- **Exercise objective**:
Within the material below, find each line bearing the word "Write" and present it.
··· Information supplied
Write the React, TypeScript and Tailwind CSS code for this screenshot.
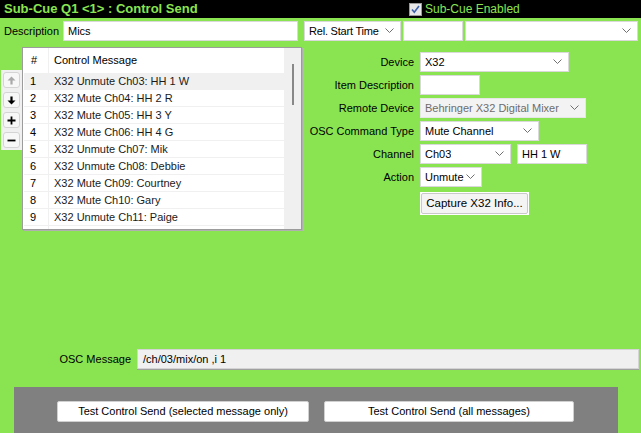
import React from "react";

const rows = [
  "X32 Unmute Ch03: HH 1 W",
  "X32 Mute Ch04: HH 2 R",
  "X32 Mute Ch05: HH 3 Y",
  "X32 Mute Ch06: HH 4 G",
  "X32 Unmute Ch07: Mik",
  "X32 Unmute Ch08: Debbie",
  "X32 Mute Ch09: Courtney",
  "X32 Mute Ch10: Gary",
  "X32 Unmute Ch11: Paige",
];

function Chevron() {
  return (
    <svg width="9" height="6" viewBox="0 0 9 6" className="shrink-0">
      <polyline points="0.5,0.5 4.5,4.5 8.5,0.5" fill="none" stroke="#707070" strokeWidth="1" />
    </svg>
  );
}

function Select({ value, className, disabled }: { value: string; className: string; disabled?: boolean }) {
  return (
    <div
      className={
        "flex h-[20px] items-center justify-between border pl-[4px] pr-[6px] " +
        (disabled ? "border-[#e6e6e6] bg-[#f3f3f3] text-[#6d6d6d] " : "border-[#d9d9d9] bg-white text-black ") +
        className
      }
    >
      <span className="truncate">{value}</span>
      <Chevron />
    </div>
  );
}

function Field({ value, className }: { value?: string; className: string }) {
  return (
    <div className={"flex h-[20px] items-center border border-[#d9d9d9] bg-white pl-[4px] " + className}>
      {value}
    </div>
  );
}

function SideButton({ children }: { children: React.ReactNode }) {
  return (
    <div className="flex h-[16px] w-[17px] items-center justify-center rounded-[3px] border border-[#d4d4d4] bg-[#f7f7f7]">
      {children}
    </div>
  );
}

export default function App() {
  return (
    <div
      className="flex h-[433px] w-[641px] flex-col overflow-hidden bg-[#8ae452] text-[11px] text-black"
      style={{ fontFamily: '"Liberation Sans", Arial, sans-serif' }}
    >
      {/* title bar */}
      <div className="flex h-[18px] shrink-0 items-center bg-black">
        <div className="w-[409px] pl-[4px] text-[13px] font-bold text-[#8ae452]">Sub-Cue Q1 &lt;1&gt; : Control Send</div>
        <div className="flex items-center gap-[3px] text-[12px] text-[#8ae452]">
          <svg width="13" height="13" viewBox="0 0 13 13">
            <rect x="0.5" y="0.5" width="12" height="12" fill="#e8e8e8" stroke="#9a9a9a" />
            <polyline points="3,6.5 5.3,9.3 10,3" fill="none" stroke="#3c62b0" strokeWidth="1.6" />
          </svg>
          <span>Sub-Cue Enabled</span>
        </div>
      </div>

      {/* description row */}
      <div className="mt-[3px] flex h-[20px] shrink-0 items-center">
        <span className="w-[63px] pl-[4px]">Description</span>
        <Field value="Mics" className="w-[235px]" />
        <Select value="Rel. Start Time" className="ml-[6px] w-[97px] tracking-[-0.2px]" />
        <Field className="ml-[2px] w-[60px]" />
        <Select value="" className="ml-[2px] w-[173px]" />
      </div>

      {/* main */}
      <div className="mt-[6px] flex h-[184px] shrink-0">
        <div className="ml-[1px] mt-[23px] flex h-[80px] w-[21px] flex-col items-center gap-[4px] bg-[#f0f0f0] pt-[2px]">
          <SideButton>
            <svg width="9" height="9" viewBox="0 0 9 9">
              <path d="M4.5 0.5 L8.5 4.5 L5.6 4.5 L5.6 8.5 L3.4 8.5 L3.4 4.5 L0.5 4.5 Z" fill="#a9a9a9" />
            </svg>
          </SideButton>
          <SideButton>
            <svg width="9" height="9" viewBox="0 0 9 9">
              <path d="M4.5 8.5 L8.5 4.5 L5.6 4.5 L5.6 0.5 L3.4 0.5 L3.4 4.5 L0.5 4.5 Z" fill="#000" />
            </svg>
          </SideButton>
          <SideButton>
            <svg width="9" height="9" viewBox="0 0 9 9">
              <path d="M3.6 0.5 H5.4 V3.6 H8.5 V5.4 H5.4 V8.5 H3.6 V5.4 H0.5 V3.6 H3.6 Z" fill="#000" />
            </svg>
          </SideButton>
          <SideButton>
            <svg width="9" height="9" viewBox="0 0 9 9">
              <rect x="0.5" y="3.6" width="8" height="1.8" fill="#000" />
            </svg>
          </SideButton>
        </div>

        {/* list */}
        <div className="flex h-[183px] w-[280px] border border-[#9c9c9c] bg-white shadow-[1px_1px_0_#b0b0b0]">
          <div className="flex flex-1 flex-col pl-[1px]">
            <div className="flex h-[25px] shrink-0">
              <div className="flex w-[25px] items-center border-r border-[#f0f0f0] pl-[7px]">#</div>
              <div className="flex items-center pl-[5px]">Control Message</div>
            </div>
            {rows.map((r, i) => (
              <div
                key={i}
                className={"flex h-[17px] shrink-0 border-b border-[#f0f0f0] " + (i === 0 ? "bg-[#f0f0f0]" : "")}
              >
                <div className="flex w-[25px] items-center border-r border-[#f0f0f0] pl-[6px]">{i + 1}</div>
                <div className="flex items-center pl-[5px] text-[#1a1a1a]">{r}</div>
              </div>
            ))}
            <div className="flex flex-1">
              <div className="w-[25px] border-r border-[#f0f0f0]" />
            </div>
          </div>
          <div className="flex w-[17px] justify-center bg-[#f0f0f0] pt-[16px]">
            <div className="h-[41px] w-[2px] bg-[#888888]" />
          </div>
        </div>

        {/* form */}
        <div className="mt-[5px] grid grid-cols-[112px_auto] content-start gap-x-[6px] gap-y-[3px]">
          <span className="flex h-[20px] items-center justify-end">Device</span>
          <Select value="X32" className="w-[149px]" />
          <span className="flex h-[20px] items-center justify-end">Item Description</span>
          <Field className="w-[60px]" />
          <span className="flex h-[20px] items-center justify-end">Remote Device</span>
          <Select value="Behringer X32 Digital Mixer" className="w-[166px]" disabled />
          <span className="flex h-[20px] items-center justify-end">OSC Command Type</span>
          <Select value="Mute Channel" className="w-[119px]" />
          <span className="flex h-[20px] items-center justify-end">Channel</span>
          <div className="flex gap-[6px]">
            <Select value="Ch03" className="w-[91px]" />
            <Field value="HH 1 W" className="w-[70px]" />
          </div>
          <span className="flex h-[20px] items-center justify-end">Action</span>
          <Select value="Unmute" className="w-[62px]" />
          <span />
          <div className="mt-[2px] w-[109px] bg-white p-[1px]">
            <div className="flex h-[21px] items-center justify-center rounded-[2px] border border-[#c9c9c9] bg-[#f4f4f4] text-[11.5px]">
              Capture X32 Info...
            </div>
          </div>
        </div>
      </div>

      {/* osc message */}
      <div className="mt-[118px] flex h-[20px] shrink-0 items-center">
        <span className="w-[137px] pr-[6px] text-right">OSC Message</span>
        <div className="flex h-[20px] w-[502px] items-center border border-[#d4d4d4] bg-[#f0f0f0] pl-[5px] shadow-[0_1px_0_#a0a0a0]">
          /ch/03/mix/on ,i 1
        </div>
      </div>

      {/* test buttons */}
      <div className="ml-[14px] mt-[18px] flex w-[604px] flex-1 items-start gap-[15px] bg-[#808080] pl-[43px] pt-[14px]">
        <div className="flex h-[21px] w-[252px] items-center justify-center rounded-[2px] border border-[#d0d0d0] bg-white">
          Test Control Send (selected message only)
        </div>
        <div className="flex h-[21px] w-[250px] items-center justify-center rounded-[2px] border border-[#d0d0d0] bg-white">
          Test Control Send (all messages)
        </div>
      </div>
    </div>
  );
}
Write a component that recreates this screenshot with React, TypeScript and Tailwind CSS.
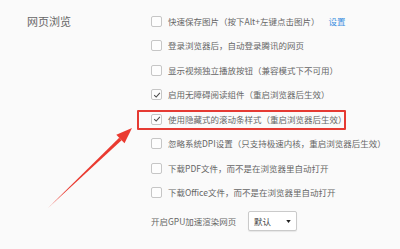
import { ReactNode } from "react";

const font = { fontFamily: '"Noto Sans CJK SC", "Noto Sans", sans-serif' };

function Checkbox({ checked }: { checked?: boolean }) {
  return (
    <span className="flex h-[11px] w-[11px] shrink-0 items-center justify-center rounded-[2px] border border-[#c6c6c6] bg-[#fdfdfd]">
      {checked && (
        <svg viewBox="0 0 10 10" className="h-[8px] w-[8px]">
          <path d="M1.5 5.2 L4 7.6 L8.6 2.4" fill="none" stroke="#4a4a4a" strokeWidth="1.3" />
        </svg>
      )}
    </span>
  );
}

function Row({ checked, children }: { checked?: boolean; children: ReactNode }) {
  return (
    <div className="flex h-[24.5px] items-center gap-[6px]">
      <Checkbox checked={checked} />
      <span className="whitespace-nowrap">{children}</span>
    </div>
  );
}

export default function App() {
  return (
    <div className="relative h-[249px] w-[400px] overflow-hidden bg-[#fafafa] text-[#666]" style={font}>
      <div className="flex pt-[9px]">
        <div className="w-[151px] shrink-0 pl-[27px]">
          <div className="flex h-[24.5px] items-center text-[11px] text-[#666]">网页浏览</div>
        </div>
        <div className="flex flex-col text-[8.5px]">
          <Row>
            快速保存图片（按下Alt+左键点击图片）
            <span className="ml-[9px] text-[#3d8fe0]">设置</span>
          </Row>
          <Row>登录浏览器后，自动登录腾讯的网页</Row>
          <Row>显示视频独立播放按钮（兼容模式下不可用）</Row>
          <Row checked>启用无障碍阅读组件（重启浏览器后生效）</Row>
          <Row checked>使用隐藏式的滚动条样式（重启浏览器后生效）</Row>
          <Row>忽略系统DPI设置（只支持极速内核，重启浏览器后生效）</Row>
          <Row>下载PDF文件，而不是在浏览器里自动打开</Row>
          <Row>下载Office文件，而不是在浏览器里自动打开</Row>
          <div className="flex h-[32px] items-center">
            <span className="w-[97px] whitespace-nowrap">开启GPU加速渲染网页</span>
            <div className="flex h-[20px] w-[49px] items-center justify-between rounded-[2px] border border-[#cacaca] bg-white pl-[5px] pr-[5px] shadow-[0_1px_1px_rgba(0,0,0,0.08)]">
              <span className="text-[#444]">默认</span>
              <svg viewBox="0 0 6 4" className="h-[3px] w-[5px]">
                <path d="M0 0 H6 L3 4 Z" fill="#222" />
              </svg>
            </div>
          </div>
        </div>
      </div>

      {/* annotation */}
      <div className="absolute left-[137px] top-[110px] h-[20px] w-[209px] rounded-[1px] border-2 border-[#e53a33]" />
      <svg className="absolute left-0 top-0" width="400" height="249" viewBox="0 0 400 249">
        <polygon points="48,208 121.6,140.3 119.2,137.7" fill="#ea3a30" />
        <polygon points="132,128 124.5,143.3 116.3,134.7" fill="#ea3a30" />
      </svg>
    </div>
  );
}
······
- **Output below**:
Write the React, TypeScript and Tailwind CSS code for this screenshot.
Write a component that recreates this screenshot with React, TypeScript and Tailwind CSS.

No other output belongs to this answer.